| Requirements |
Collect every line below that contains the word "React".

___ Source excerpt

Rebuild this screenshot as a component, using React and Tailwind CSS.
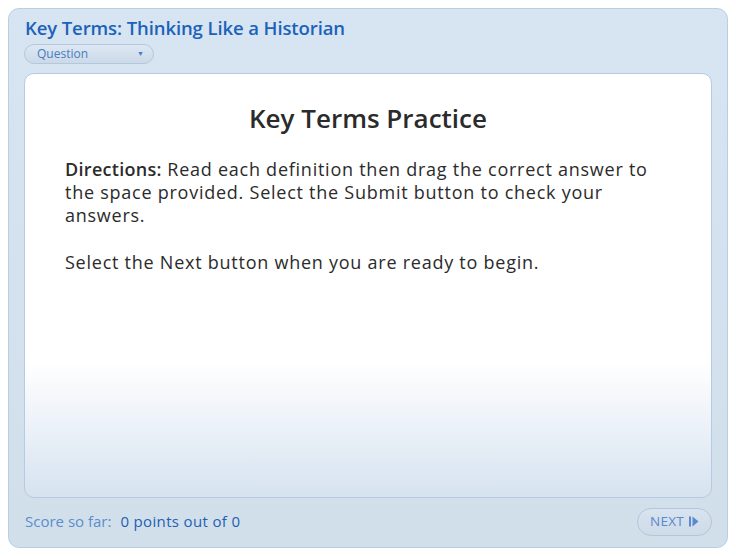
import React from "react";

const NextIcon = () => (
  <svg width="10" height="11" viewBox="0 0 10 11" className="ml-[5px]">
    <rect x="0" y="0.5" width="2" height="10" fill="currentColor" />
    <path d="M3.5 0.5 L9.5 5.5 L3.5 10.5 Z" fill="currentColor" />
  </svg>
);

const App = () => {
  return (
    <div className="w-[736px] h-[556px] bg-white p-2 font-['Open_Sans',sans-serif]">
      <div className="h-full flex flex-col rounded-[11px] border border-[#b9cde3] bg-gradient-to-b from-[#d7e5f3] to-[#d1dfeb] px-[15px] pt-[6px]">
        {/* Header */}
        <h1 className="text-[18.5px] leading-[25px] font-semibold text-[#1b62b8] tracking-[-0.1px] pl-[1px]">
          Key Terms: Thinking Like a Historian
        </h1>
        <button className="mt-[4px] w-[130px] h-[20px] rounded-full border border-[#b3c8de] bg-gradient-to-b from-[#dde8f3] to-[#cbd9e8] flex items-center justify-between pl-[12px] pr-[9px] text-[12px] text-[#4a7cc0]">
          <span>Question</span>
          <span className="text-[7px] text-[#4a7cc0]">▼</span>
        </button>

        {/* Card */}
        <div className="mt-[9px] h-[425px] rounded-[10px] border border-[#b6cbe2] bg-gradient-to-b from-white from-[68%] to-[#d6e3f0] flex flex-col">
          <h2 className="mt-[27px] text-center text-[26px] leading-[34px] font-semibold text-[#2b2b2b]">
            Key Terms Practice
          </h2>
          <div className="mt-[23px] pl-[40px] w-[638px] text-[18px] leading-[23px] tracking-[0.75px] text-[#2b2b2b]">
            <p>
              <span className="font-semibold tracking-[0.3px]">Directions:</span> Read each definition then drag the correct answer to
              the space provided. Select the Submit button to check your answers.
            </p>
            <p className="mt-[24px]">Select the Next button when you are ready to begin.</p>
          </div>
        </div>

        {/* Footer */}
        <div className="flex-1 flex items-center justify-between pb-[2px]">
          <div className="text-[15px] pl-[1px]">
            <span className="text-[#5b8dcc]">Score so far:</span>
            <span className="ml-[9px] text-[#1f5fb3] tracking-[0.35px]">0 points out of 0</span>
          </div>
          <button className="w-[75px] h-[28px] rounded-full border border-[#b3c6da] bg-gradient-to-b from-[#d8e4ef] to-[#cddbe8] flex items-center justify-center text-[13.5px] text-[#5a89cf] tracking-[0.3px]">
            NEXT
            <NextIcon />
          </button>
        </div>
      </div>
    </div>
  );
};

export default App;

______

| Solution for this exercise |
Rebuild this screenshot as a component, using React and Tailwind CSS.
import React from "react";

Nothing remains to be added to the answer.